SALMON, Idaho (Reuters) - In the classic Hollywood western, a cowboy portrayed by John Wayne gallops across the sagebrush steppe and rocky ridges of the American West with only his horse for a companion.
What the films don’t show is the cowboy buying and hauling hay for his horse, or what happens to the horse when it is too aged, infirm or irascible to ride.
Those more mundane details are at the heart of a debate about growing cases of mistreatment of horses in the United States, at a time when hay and grain prices are skyrocketing and when options for disposing of unwanted horses are dwindling.
Just a year ago, the sale of an average horse suitable for recreation -- one with neither prized bloodlines nor a performance record to heighten its status -- would have fetched several thousand dollars.
Today, prices in some cases have dropped to just hundreds of dollars, largely because of higher costs for their maintenance and transport.
The situation for marginal horses -- horses whose poor physical condition or disposition makes them targets for slaughter -- is even worse, after a court ruling sought by animal-rights groups effectively shut down the U.S. horse slaughter industry last year.
The result is that a growing number of unwanted horses are being starved or turned loose to fend for themselves in the U.S. West, according to animal welfare advocates.

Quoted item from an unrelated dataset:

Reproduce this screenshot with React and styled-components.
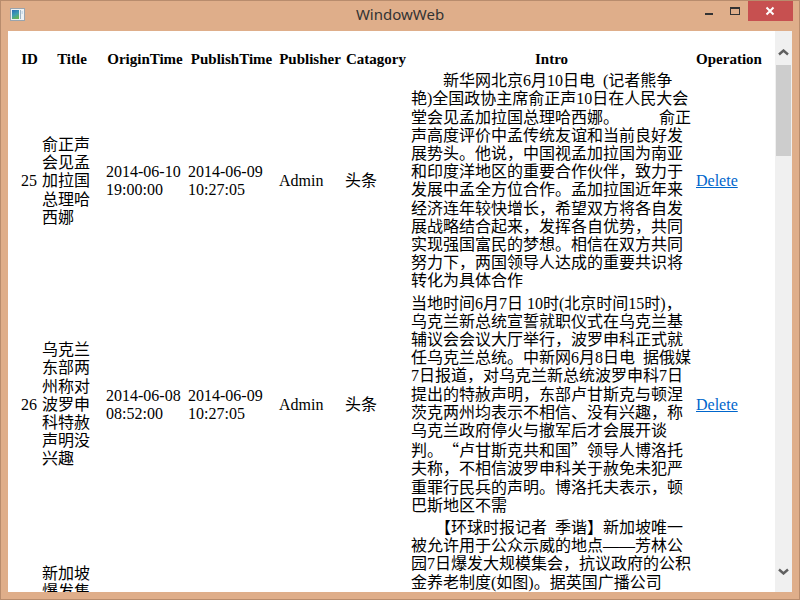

“What concerns me is a fate worse than slaughter,” said Temple Grandin, professor of animal science at Colorado State University and an authority on the handling of livestock such as horses. “We’ve got people turning horses loose in fields, dropping horses off in the night -- my worst nightmares are coming true.”
Such images have strong resonance in the West, the land of the rider on the range immortalized in art by Frederic Remington and in popular culture by actors such as the late President Ronald Reagan.
Far from Kentucky, where thoroughbreds race the Churchill Downs, owning a horse in the West is a middle-class occupation. The average horse owner rides for recreation and keeps their horse on their own land or land rented for the purpose, rather than at a commercially run barn.
Horses eat hay made from either grass or alfalfa, or a mix of both, and a modest amount of grain. Prices fluctuate, but in east central Idaho, hay prices have risen to $145 from $120 per ton a year ago, a jump of 21 percent. In northern Idaho it costs $220 per ton and as much as $300 per ton in parts of California. Feeding a horse can cost $2,000 a year or more.
The West is also the region where the historic practice of releasing domesticated horses into the wild -- first by Spanish explorers and last by ranchers -- gave rise to the herds of Mustangs, or feral horses, that still inhabit the vast public lands of Western states.
But the romantic concept of freeing a tamed horse to roam the West’s wide open spaces bears no resemblance to the reality, said Kirk Miller, livestock investigator in Idaho and Montana for the U.S. Department of Agriculture.
“They have no survival instinct in the wild, no clue as to what’s dangerous to eat, no knowledge of how to grub for food under the snow,” he said.
Miller and Colorado State’s Grandin are among animal experts who say the campaign led by the Humane Society of the United States to end domestic horse slaughter was well-intentioned but misguided.
Now the tens of thousands of American horses marked for slaughter are shipped to Canada and Mexico, where long, stressful journeys end in what some horse advocates say can be unduly painful deaths.
Most horses are slaughtered for human consumption, with Europe and Asia providing markets for their meat.
Some horse associations are siding with the Humane Society in its fight to end export of horses for slaughter altogether. But others are seeking to re-establish processing in the United States to broaden the outlet for unwanted horses and to ensure the animals are killed by a mechanical method approved by the U.S. Department of Agriculture.
Keith Dane, director of equine protection for the Humane Society, said for Americans to have their horses killed for their meat would be akin to sending their pet dogs to slaughter for human consumption.
But unlike its canine counterpart, a horse weighs an average of 1,000 pounds and disposal of its carcass after Humane Society-recommended euthanasia has become burdensome. Where permitted by law and where able, owners can bury carcasses on their own land or pay several hundred dollars in assorted fees to deposit the remains at a local landfill.
Those complications may be behind what state livestock officials and federal land managers in the West say is a spike in the number of horses shot dead and dumped on public lands.
Scot Dutcher, animal protection chief with the Colorado Department of Agriculture, said the abandoned horse cases officials are addressing now is a ripple compared to the wave that may come.
“If it becomes illegal to export horses for slaughter, we’ll be dealing with an equine tsunami,” he said.
Meanwhile, officials at some sale barns in Montana are asking owners of especially old or underweight horses to pay the auction house if the animals do not bring a sufficient price.
And horse rescues, nonprofit groups that rehabilitate and place unwanted and often abused horses, are reporting a rise in the number of calls they are fielding and the number of horses they turn away for lack of resources.
“I could have 500 horses here tomorrow,” said Brent Glover, head of Orphan Acres, an Idaho rescue operation that can maintain a maximum of 130 horses.